Geometrical optimization of microstripe arrays for microbead magnetophoresis

Abstract

Manipulation of magnetic beads plays an increasingly important role in molecular diagnostics. Magnetophoresis is a promising technique for selective transportation of magnetic beads in lab-on-a-chip systems. We investigate periodic arrays of exchange-biased permalloy microstripes fabricated using a single lithography step. Magnetic beads can be continuously moved across such arrays by combining the spatially periodic magnetic field from microstripes with a rotating external magnetic field. By measuring and modeling the magnetophoresis properties of thirteen different stripe designs, we study the effect of the stripe geometry on the magnetophoretic transport properties of the magnetic microbeads between the stripes. We show that a symmetric geometry with equal width of and spacing between the microstripes facilitates faster transportation and that the optimal period of the periodic stripe array is approximately three times the height of the bead center over the microstripes.

FIG. 1.

(a) Illustration of the periodic stripe system, the used coordinate system, and the magnetic field, B_s, from the array of magnetic stripes. Red colors indicate a high field magnitude. (b) x-component and (c) z-component of the magnetic field from the stripes for different height-to-period ratios.

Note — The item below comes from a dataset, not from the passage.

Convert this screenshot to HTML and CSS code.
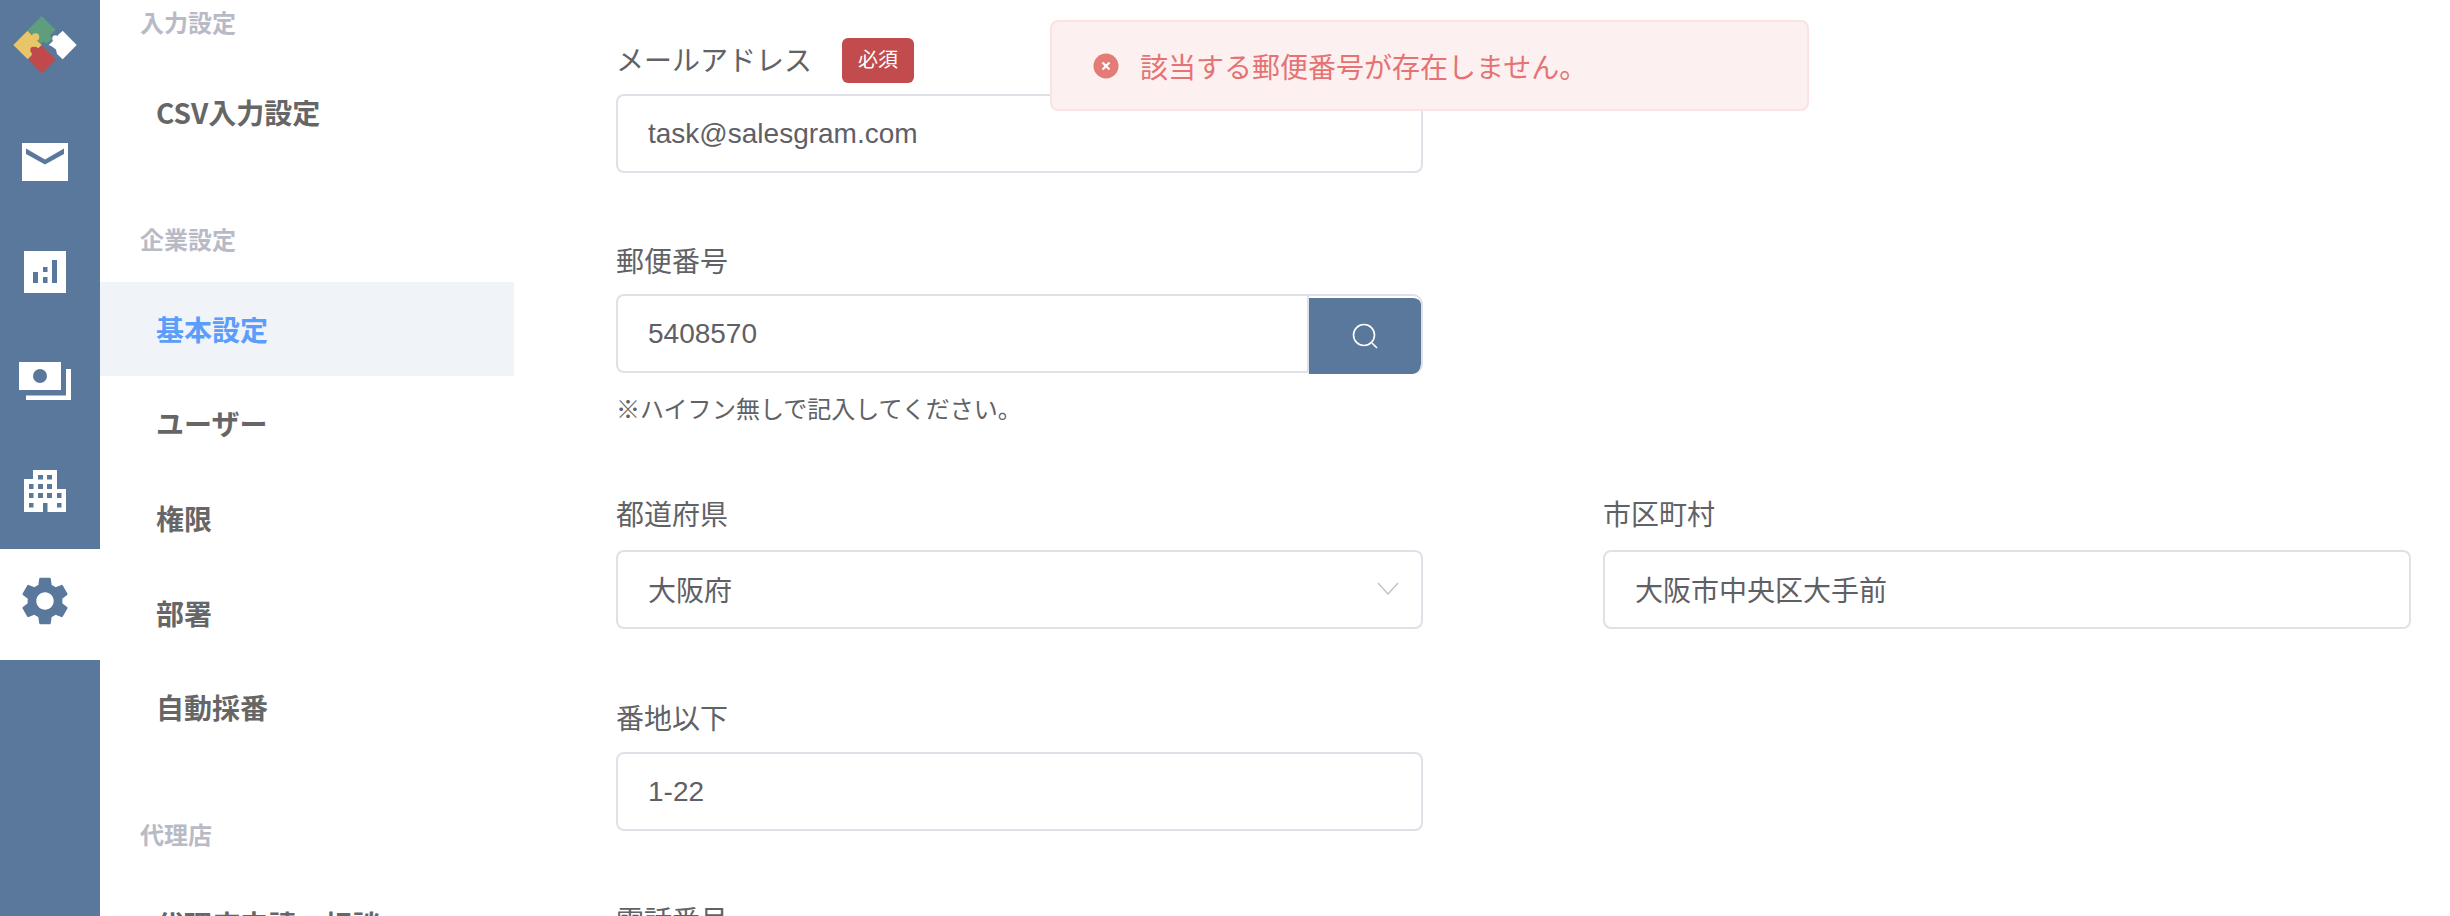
FILE: index.html
```html
<!DOCTYPE html>
<html lang="ja">
<head>
<meta charset="utf-8">
<title>基本設定</title>
<link rel="stylesheet" href="styles.css">
</head>
<body>
<div class="app">
  <nav class="rail">
    <div class="rail-logo">
      <svg width="100" height="107" viewBox="0 0 100 107">
        <path fill="#e8c566" d="M27.500 30.700 L41.700 45 L27.700 59.300 L13.300 45Z"/>
        <path fill="#5f9e7c" d="M41.700 16 L55.700 30 L50 35.500 L52 39 L47 43.500 L43 41.500 L41.700 44 L34 36.500 L27.700 30Z"/>
        <circle cx="35.500" cy="37" r="3.800" fill="#e8c566"/>
        <path fill="#c04a4b" d="M41.700 45.500 L55.700 59.500 L41.700 73.500 L28 59.500 L32 55.500 L31 49 L36 46.500 L38 48.500Z"/>
        <circle cx="33.500" cy="50" r="3.200" fill="#c04a4b"/>
        <path fill="#fff" d="M62.700 30.700 L76.700 45 L62.700 59.300 L57 54 L56 49.500 L52 46.500 L48.700 45 L53.500 40.500 L58 38 L58 35Z"/>
        <circle cx="55.500" cy="38.500" r="3.200" fill="#fff"/>
        <circle cx="50.500" cy="50.500" r="2.400" fill="#5a779c"/>
      </svg>
    </div>
    <a class="rail-item">
      <svg width="60" height="60" viewBox="15 132 60 60">
        <rect x="22" y="143" width="46" height="38" fill="#fff"/>
        <path d="M26 148.500 L45 159.500 L64 148.500 V154 L45 164.500 L26 154Z" fill="#5a779c"/>
      </svg>
    </a>
    <a class="rail-item">
      <svg width="60" height="60" viewBox="15 243 60 60">
        <rect x="24" y="251" width="42" height="42" fill="#fff"/>
        <g fill="#5a779c">
          <rect x="33" y="272" width="5" height="11"/>
          <rect x="43" y="267" width="4.500" height="5"/>
          <rect x="43" y="277" width="4.500" height="6"/>
          <rect x="52" y="260" width="5" height="23"/>
        </g>
      </svg>
    </a>
    <a class="rail-item">
      <svg width="60" height="60" viewBox="15 353 60 60">
        <rect x="19" y="362" width="42" height="28" fill="#fff"/>
        <circle cx="40" cy="376" r="7" fill="#5a779c"/>
        <path d="M66 369 H71 V400 H26 V395.500 H66Z" fill="#fff"/>
      </svg>
    </a>
    <a class="rail-item">
      <svg width="60" height="60" viewBox="15 464 60 60">
        <path d="M33 470 H57 V489 H66 V512 H24 V479 H33Z" fill="#fff"/>
        <g fill="#5a779c">
          <rect x="38" y="475" width="5" height="4.500"/>
          <rect x="47" y="475" width="5" height="4.500"/>
          <rect x="29" y="484" width="4.500" height="5"/>
          <rect x="38" y="484" width="5" height="5"/>
          <rect x="47" y="484" width="5" height="5"/>
          <rect x="29" y="493" width="4.500" height="5"/>
          <rect x="38" y="493" width="5" height="5"/>
          <rect x="47" y="493" width="5" height="5"/>
          <rect x="57" y="493" width="4.500" height="5"/>
          <rect x="29" y="503" width="4.500" height="4.500"/>
          <rect x="57" y="503" width="4.500" height="4.500"/>
          <rect x="43" y="503" width="4.500" height="9"/>
        </g>
      </svg>
    </a>
    <a class="rail-item rail-item-active">
      <svg class="rail-gear" width="58" height="58" viewBox="0 0 24 24">
        <path fill="#5a779c" d="M19.14 12.94c.04-.3.06-.61.06-.94 0-.32-.02-.64-.07-.94l2.03-1.58c.18-.14.23-.41.12-.61l-1.92-3.32c-.12-.22-.37-.29-.59-.22l-2.39.96c-.5-.38-1.03-.7-1.62-.94l-.36-2.54c-.04-.24-.24-.41-.48-.41h-3.84c-.24 0-.43.17-.47.41l-.36 2.54c-.59.24-1.13.57-1.62.94l-2.39-.96c-.22-.08-.47 0-.59.22L2.74 8.87c-.12.21-.08.47.12.61l2.03 1.58c-.05.3-.09.63-.09.94s.02.64.07.94l-2.03 1.58c-.18.14-.23.41-.12.61l1.92 3.32c.12.22.37.29.59.22l2.39-.96c.5.38 1.03.7 1.62.94l.36 2.54c.05.24.24.41.48.41h3.84c.24 0 .44-.17.47-.41l.36-2.54c.59-.24 1.13-.56 1.62-.94l2.39.96c.22.08.47 0 .59-.22l1.92-3.32c.12-.22.07-.47-.12-.61l-2.01-1.58zM12 15.6c-1.98 0-3.6-1.62-3.6-3.6s1.62-3.6 3.6-3.6 3.6 1.62 3.6 3.6-1.62 3.6-3.6 3.6z"/>
      </svg>
    </a>
  </nav>

  <aside class="subnav">
    <section class="subnav-section">
      <h2 class="subnav-title">入力設定</h2>
      <a class="subnav-item">CSV入力設定</a>
    </section>
    <section class="subnav-section">
      <h2 class="subnav-title">企業設定</h2>
      <a class="subnav-item subnav-item-active">基本設定</a>
      <a class="subnav-item">ユーザー</a>
      <a class="subnav-item">権限</a>
      <a class="subnav-item">部署</a>
      <a class="subnav-item">自動採番</a>
    </section>
    <section class="subnav-section">
      <h2 class="subnav-title">代理店</h2>
      <a class="subnav-item">代理店申請・相談</a>
    </section>
  </aside>

  <main class="form">
    <div class="field field-first">
      <div class="field-label">メールアドレス<span class="badge">必須</span></div>
      <div class="control">task@salesgram.com</div>
    </div>
    <div class="field">
      <div class="field-label field-label-low">郵便番号</div>
      <div class="control-group">
        <div class="control control-joined">5408570</div>
        <button class="search-button" type="button">
          <svg width="30" height="30" viewBox="0 0 30 30">
            <circle cx="14" cy="14" r="10.500" fill="none" stroke="#fff" stroke-width="1.600"/>
            <path d="M22 22 L27 27" stroke="#fff" stroke-width="1.600" fill="none"/>
          </svg>
        </button>
      </div>
      <p class="hint">※ハイフン無しで記入してください。</p>
    </div>
    <div class="field field-start">
      <div class="field-label field-label-high">都道府県</div>
      <div class="control control-cjk control-select">大阪府
        <svg width="22" height="13" viewBox="0 0 22 13">
          <path d="M1 1 L11 12 L21 1" fill="none" stroke="#c0c4cc" stroke-width="1.500"/>
        </svg>
      </div>
    </div>
    <div class="field">
      <div class="field-label field-label-high">市区町村</div>
      <div class="control control-cjk">大阪市中央区大手前</div>
    </div>
    <div class="field field-start">
      <div class="field-label">番地以下</div>
      <div class="control">1-22</div>
    </div>
    <div class="field field-start">
      <div class="field-label">電話番号</div>
    </div>
  </main>

  <div class="toast" role="alert">
    <svg width="26" height="26" viewBox="0 0 26 26">
      <circle cx="13" cy="13" r="12.500" fill="#e57b76"/>
      <path d="M9.500 9.500 L16.500 16.500 M16.500 9.500 L9.500 16.500" stroke="#fff" stroke-width="2.200"/>
    </svg>
    <span>該当する郵便番号が存在しません。</span>
  </div>
</div>
</body>
</html>
```

FILE: styles.css
```css
* { box-sizing: border-box; }

html, body {
  margin: 0;
  height: 100%;
  overflow: hidden;
  background: #fff;
}

body {
  font-family: "Liberation Sans", "Noto Sans CJK JP", sans-serif;
  color: #606266;
}

.app {
  position: relative;
  display: flex;
  height: 916px;
  overflow: hidden;
}

/* icon rail */
.rail {
  flex: 0 0 100px;
  background: #5a779c;
}

.rail-logo {
  height: 107px;
}

.rail-logo svg,
.rail-item svg {
  display: block;
}

.rail-item {
  display: flex;
  align-items: center;
  justify-content: center;
  height: 110.5px;
  padding-right: 10px;
}

.rail-item-active {
  background: #fff;
}

.rail-gear {
  margin-bottom: 7px;
}

/* secondary navigation */
.subnav {
  flex: 0 0 414px;
  font-family: "Noto Sans CJK JP", sans-serif;
}

.subnav-section {
  margin-bottom: 57px;
}

.subnav-title {
  margin: 0 0 21px;
  padding-left: 40px;
  font-size: 24px;
  line-height: 44px;
  font-weight: 700;
  color: #b8bbc6;
}

.subnav-item {
  display: block;
  height: 94.7px;
  padding-left: 56px;
  font-size: 28px;
  line-height: 94.7px;
  font-weight: 700;
  color: #666;
}

.subnav-item-active {
  background: #f0f4f9;
  color: #5b9dfa;
}

/* form */
.form {
  flex: 1;
  min-width: 0;
  display: grid;
  grid-template-columns: 807px 808px;
  column-gap: 180px;
  align-content: start;
  padding: 36px 39px 0 102px;
}

.field {
  margin-bottom: 65px;
  min-width: 0;
}

.field-start,
.field-first {
  grid-column: 1;
}

.field-first {
  margin-bottom: 63px;
}

.field-first + .field {
  grid-column: 1;
}

.field-label {
  display: flex;
  align-items: center;
  height: 45px;
  margin-bottom: 13px;
  font-size: 28px;
  color: #606266;
}

.field-label-low {
  padding-top: 2px;
}

.field-label-high {
  padding-bottom: 4px;
}

.badge {
  display: block;
  width: 72px;
  height: 45px;
  margin: 4px 0 0 30px;
  border-radius: 6px;
  background: #c14b4d;
  color: #fff;
  font-size: 20px;
  line-height: 45px;
  text-align: center;
}

.control {
  display: flex;
  align-items: center;
  height: 79px;
  padding: 0 30px;
  border: 2px solid #e0e0e8;
  border-radius: 8px;
  background: #fff;
  font-size: 28px;
  color: #5f6065;
}

.control-cjk {
  padding-bottom: 2px;
}

.control-select {
  justify-content: space-between;
  padding-right: 22px;
}

.control-group {
  display: flex;
  height: 79px;
}

.control-joined {
  flex: 1;
  min-width: 0;
  border-radius: 8px 0 0 8px;
}

.search-button {
  display: flex;
  align-items: center;
  justify-content: center;
  flex: 0 0 114px;
  height: 80px;
  padding: 2px 0 0;
  border: 0;
  border-top: 2px solid #e0e0e8;
  border-right: 2px solid #e0e0e8;
  border-radius: 0 10px 10px 0;
  background: #5a779c;
  background-clip: content-box;
}

.hint {
  margin: 18px 0 -2px;
  font-size: 24px;
  line-height: 38px;
  color: #606266;
}

/* message */
.toast {
  position: absolute;
  top: 20px;
  left: 1050px;
  display: flex;
  align-items: center;
  gap: 21px;
  width: 759px;
  height: 91px;
  padding-left: 41px;
  border: 2px solid #f9e3e3;
  border-radius: 8px;
  background: #fcf0f0;
  font-family: "Noto Sans CJK JP", sans-serif;
  font-size: 28px;
  color: #e57373;
}
```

The black bars indicate the location of the stripes. The calculations were carried out for a ferromagnetic layer of thickness t_FM/λ = 0.003 and a volume magnetization M.

FIG. 2.

Illustration of concept for magnetic bead magnetophoresis across the array of magnetized stripes. The stripes are magnetized in the x-direction and extend to infinity in the y-direction. The superposition of the external magnetic field that rotates in the xz-plane and the static field from the magnetized stripes creates an energy minimum that travels across the stripe array along the positive x-direction and drags the beads (labeled as 1 and 2) along. The potential energy landscape for a bead for each field condition is illustrated with the dashed curve.

FIG. 3.

Illustration/picture of the experimental setup.

FIG. 4.

Example of a frequency sweep for a stripe geometry with w = s = 6 μm. The line is a fit of the binomial distribution with probability given by Eq. (8) to the data with the parameters given in Table I for chip 2. The inset shows an example of an analyzed frame with stationary beads (red circles), phase-locked beads (green circles), and beads that could not be categorized (blue circles).

FIG. 5.

Maximum magnetophoretic velocity as function of the stripe width w for stripe geometries with (a) equal width and spacing, (b) constant spacing, and (c) constant period. The blue circles are measured velocities, and the red areas are simulated using ξ_M–270 = 54 μm²/Pa s with no fitting parameters. The error bars correspond to ± f_σ · λ.

FIG. 6.

Contour plot of simulations of the maximum magnetophoretic bead velocity, f_{V =1} · λ, as function of w and s. The black lines and circles indicate the simulated data slices and parameters for the experimental data points in Fig. 5. A corresponding figure including all experimental values is given as supplementary Figure S2. The simulations were done for M-270 beads with ξ_M–270 = 54 μm²/Pa s, a rotating external magnetic field with B₀ = 5 mT and stripes with thickness t_FM = 15 nm.

FIG. 7.

Contour plot of the maximum bead velocity as function of stripe period, λ, and bead height z. The dashed lines correspond to z = 0.13λ and z = 0.32λ. The data were calculated for B₀ = 5 mT, t_FM = 1 nm, w = s = λ/2, and ξ_M–270 = 54 μm²/Pa s. The black lines and circles indicate the simulated data slices and parameters for the experimental data points in Fig. 5(a).

FIG. 8.

Maximum magnetophoretic bead velocity, f_V = 1 · λ, and the optimal period as function of the height z of the bead center over the stripe array, λ_optimal = 3.1z. The simulations were done with t_FM = 15 nm for a rotating external magnetic field with B₀ = 5 mT. The bead magnetophoretic mobility was assumed equal to ξ = ξ_M–270 r²/1.4 μm².